Graphic novel

"The thing to avoid, I don't know why, is the spirit of the system."
Samuel Beckett
"The Unnameable"

Moving on from here, to talk with a dear friend with whom I have to hold the receiver of the telephone away from my ear in order not to be poisoned by his diatribe against Koreans, Jews, investment bankers, and women he's dated, and say 'uh huh, uh huh' periodically so that he thinks I'm listening, I write a poem on the margin of the magazine section of the Sunday New York Times:

Poem

You know the things you complain about?
They own you!

In the graphic novel I'm now writing, a guy who has too many clothes to wear is pitted against a guy who has just the right amount of clothes to wear, for control of the world. Don't laugh, it's a real life situation. The guy with too many clothes can never find a thing to wear, while the guy who has just the right amount of clothes looks good in everything he owns. Intrigue, envy, jealously, deception ensue as the battle between right and wrong is waged by these two fierce rivals.

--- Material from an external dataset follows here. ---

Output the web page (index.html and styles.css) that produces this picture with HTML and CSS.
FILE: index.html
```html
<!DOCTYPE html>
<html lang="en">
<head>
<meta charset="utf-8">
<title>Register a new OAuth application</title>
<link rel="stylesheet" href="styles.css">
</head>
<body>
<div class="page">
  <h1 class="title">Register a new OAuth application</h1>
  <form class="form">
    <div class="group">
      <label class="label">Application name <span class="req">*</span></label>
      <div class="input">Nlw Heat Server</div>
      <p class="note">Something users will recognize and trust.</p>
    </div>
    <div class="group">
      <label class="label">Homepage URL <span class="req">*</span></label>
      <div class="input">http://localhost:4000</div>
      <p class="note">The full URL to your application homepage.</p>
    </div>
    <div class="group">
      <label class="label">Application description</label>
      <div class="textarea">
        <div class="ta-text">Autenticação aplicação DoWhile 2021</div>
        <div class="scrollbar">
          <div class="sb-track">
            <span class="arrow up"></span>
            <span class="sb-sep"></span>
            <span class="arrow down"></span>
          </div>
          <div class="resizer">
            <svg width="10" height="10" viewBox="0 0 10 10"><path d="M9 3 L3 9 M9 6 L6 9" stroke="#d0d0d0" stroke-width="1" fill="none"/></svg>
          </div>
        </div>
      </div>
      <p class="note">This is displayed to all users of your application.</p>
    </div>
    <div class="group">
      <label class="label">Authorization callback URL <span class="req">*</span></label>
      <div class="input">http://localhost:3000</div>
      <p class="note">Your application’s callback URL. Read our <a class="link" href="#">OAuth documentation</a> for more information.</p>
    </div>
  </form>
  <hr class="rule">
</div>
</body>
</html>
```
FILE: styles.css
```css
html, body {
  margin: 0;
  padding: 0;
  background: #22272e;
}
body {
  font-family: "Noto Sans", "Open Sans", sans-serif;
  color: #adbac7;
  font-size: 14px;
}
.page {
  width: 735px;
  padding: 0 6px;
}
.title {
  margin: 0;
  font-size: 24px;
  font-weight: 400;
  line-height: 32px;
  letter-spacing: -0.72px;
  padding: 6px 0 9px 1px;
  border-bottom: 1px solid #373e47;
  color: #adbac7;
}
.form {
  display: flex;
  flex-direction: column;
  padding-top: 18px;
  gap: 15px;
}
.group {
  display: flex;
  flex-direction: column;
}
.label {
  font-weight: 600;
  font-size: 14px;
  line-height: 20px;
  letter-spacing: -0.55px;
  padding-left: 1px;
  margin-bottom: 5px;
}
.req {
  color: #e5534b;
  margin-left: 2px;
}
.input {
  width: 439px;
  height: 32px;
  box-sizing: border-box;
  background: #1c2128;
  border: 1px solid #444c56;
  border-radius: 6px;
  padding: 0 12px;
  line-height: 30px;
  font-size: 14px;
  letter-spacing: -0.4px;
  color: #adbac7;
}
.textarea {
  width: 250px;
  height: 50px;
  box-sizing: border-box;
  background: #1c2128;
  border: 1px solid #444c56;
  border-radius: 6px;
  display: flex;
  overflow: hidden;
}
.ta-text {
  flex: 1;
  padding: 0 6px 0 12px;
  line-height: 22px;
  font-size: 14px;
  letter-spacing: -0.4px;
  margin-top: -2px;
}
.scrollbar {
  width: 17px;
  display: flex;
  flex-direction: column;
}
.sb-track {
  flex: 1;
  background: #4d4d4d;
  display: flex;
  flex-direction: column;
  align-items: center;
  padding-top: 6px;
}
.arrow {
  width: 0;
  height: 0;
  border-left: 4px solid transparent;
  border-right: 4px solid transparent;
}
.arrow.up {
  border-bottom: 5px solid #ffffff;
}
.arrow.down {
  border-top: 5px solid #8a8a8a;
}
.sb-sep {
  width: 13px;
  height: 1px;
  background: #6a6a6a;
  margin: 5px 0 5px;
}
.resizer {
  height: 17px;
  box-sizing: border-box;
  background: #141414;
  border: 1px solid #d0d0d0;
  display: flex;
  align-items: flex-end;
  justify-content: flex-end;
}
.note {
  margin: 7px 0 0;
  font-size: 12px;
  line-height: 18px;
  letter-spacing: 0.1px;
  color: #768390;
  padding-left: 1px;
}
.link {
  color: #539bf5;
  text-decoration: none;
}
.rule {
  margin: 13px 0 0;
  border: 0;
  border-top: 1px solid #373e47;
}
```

This passionate tale ends in a bloodbath, I'm afraid it can't be helped. The guy who looks good in everything is strangled by the guy who has too many clothes, and has the wherewithal to sacrifice a t-shirt, that cost him $112.00, cleaning up the mess.

The morals of the story are: 1) that choices often overwhelm us and 2) that culture is something to avoid, especially by artist's, since it's something so easy to step into, to want to be part of, or to be just slightly ahead of, but not so far ahead that you're thought to be out of it.